• **Data for processing**
· · ·
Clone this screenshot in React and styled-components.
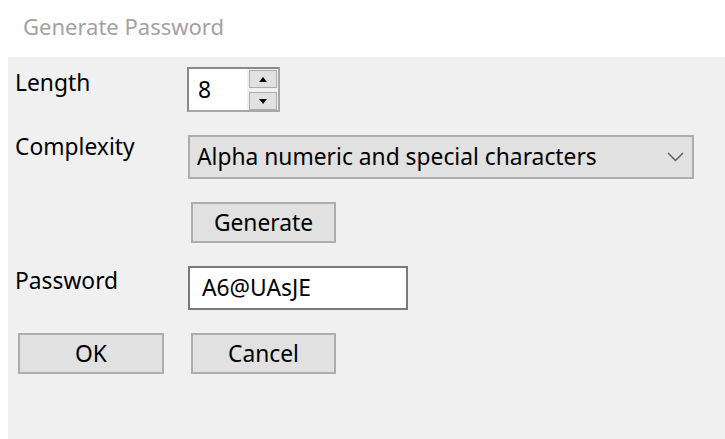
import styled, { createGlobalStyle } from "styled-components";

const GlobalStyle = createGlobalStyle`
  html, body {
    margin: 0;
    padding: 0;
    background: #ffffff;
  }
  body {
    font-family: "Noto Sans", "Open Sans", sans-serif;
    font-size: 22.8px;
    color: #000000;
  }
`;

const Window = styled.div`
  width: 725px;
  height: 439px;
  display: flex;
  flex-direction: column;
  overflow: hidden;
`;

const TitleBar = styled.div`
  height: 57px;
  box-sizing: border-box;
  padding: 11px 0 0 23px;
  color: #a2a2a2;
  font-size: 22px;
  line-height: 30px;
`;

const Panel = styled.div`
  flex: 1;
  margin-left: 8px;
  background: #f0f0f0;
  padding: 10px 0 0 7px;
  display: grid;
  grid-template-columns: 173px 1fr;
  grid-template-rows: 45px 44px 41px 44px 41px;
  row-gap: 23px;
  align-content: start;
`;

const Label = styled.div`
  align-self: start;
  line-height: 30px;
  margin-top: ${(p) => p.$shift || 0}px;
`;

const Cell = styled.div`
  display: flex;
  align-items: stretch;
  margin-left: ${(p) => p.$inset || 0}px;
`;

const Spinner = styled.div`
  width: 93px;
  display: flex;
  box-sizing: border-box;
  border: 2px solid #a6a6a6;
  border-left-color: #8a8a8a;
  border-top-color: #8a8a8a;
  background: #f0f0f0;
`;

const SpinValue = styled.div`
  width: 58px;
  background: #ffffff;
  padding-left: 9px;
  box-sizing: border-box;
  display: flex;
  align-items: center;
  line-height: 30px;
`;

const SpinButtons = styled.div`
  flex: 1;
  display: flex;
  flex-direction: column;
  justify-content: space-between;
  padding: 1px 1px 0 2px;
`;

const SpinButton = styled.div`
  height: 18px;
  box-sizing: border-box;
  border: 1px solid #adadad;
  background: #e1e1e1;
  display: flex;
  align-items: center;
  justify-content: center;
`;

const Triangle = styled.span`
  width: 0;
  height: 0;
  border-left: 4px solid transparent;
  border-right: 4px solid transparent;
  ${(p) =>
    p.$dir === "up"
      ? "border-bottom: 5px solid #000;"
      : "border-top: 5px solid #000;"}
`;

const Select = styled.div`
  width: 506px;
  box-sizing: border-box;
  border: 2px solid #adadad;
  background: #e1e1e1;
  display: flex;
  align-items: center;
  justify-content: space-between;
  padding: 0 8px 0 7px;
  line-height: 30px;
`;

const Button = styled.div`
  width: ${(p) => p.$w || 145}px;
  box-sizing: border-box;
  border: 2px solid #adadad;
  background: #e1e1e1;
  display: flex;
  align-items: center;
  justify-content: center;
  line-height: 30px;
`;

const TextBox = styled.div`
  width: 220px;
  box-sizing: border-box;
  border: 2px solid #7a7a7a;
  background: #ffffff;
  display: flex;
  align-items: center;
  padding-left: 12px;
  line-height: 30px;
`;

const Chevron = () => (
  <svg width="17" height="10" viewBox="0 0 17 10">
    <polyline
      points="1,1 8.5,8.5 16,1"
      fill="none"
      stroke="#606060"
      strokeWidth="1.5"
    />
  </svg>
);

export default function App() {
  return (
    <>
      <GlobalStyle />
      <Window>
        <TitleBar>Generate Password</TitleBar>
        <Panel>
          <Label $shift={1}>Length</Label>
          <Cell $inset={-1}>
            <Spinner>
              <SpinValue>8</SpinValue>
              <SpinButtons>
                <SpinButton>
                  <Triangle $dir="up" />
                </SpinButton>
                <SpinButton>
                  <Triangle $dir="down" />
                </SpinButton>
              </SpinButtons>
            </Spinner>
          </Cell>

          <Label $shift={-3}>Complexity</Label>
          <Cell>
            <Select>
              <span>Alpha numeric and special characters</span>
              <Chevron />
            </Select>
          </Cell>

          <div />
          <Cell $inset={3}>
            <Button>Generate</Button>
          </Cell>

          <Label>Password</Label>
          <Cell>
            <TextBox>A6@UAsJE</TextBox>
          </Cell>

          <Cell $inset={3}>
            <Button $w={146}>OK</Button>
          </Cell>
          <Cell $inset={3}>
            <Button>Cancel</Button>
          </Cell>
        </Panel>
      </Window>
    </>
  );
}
· · ·
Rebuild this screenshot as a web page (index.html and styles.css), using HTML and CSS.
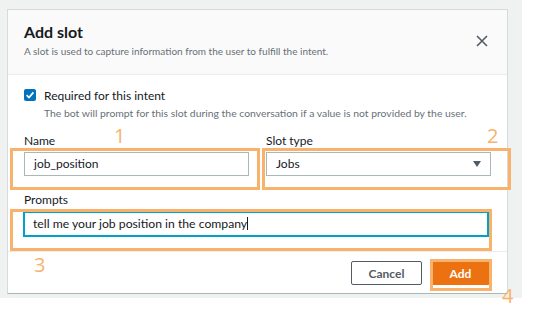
· · ·
• **Problem to solve**
Working from the entries above, return all lines that contain "this".

• **Written reply**
Clone this screenshot in React and styled-components.
Rebuild this screenshot as a web page (index.html and styles.css), using HTML and CSS.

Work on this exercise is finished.